**Dataset section**
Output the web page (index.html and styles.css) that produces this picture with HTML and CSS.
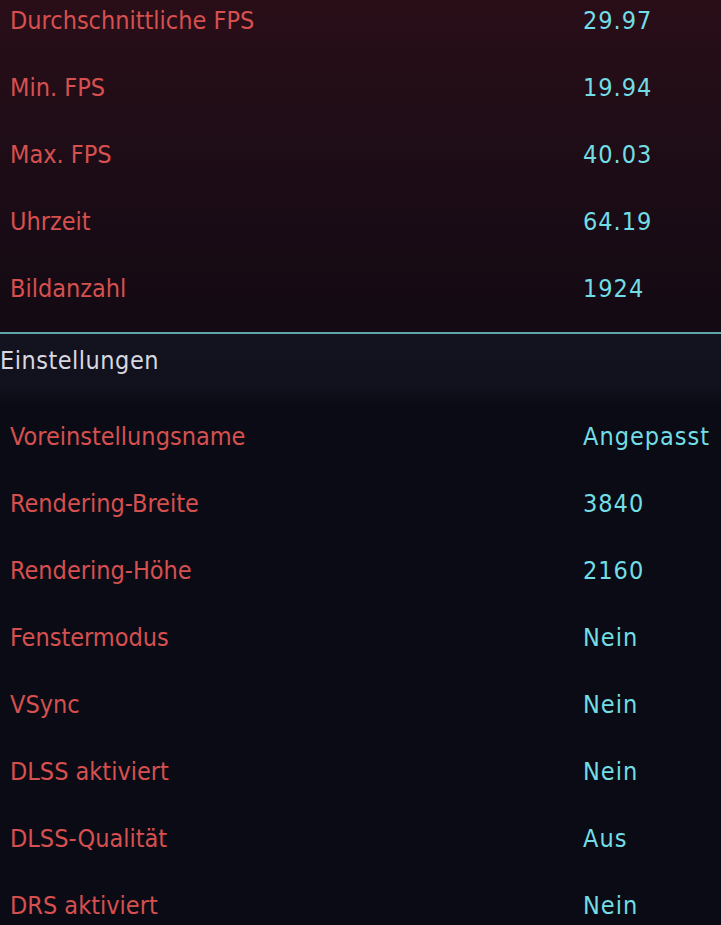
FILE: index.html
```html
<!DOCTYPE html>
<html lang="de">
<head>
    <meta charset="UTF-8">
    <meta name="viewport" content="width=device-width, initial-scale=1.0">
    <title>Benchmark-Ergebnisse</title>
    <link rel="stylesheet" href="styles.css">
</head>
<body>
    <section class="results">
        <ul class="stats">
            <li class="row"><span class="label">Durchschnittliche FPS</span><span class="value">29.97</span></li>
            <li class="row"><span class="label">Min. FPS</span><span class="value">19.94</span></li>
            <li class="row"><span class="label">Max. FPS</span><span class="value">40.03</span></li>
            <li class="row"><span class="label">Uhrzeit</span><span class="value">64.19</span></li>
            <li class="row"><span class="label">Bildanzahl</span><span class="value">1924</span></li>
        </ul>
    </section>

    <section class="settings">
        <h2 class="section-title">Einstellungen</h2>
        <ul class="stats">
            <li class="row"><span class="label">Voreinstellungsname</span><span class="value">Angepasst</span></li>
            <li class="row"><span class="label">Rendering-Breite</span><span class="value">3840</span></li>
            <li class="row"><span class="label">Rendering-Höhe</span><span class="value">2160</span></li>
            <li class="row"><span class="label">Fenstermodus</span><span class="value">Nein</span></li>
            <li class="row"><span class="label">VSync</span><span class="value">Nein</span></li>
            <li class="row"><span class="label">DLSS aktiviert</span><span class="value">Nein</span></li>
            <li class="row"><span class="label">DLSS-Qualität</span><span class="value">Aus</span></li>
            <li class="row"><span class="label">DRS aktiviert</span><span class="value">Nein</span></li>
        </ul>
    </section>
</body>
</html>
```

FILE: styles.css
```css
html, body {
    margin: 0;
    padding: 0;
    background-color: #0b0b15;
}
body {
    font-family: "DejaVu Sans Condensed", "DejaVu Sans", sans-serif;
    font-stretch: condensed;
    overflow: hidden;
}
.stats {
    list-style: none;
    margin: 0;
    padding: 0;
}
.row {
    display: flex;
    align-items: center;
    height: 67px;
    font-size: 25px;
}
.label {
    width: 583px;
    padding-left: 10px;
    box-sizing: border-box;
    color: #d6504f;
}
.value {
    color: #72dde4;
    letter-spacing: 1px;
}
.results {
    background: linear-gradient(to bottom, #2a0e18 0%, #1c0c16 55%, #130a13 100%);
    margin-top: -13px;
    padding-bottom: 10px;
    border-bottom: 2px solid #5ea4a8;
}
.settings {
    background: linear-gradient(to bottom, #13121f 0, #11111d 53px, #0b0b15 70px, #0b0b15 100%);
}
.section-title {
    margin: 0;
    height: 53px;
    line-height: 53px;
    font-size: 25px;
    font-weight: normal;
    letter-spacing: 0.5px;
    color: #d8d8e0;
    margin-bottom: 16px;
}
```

**Written task**
Repeat all the data as it stands, dropping any images it holds.

**Full output**
Output the web page (index.html and styles.css) that produces this picture with HTML and CSS.
FILE: index.html
```html
<!DOCTYPE html>
<html lang="de">
<head>
    <meta charset="UTF-8">
    <meta name="viewport" content="width=device-width, initial-scale=1.0">
    <title>Benchmark-Ergebnisse</title>
    <link rel="stylesheet" href="styles.css">
</head>
<body>
    <section class="results">
        <ul class="stats">
            <li class="row"><span class="label">Durchschnittliche FPS</span><span class="value">29.97</span></li>
            <li class="row"><span class="label">Min. FPS</span><span class="value">19.94</span></li>
            <li class="row"><span class="label">Max. FPS</span><span class="value">40.03</span></li>
            <li class="row"><span class="label">Uhrzeit</span><span class="value">64.19</span></li>
            <li class="row"><span class="label">Bildanzahl</span><span class="value">1924</span></li>
        </ul>
    </section>

    <section class="settings">
        <h2 class="section-title">Einstellungen</h2>
        <ul class="stats">
            <li class="row"><span class="label">Voreinstellungsname</span><span class="value">Angepasst</span></li>
            <li class="row"><span class="label">Rendering-Breite</span><span class="value">3840</span></li>
            <li class="row"><span class="label">Rendering-Höhe</span><span class="value">2160</span></li>
            <li class="row"><span class="label">Fenstermodus</span><span class="value">Nein</span></li>
            <li class="row"><span class="label">VSync</span><span class="value">Nein</span></li>
            <li class="row"><span class="label">DLSS aktiviert</span><span class="value">Nein</span></li>
            <li class="row"><span class="label">DLSS-Qualität</span><span class="value">Aus</span></li>
            <li class="row"><span class="label">DRS aktiviert</span><span class="value">Nein</span></li>
        </ul>
    </section>
</body>
</html>
```

FILE: styles.css
```css
html, body {
    margin: 0;
    padding: 0;
    background-color: #0b0b15;
}
body {
    font-family: "DejaVu Sans Condensed", "DejaVu Sans", sans-serif;
    font-stretch: condensed;
    overflow: hidden;
}
.stats {
    list-style: none;
    margin: 0;
    padding: 0;
}
.row {
    display: flex;
    align-items: center;
    height: 67px;
    font-size: 25px;
}
.label {
    width: 583px;
    padding-left: 10px;
    box-sizing: border-box;
    color: #d6504f;
}
.value {
    color: #72dde4;
    letter-spacing: 1px;
}
.results {
    background: linear-gradient(to bottom, #2a0e18 0%, #1c0c16 55%, #130a13 100%);
    margin-top: -13px;
    padding-bottom: 10px;
    border-bottom: 2px solid #5ea4a8;
}
.settings {
    background: linear-gradient(to bottom, #13121f 0, #11111d 53px, #0b0b15 70px, #0b0b15 100%);
}
.section-title {
    margin: 0;
    height: 53px;
    line-height: 53px;
    font-size: 25px;
    font-weight: normal;
    letter-spacing: 0.5px;
    color: #d8d8e0;
    margin-bottom: 16px;
}
```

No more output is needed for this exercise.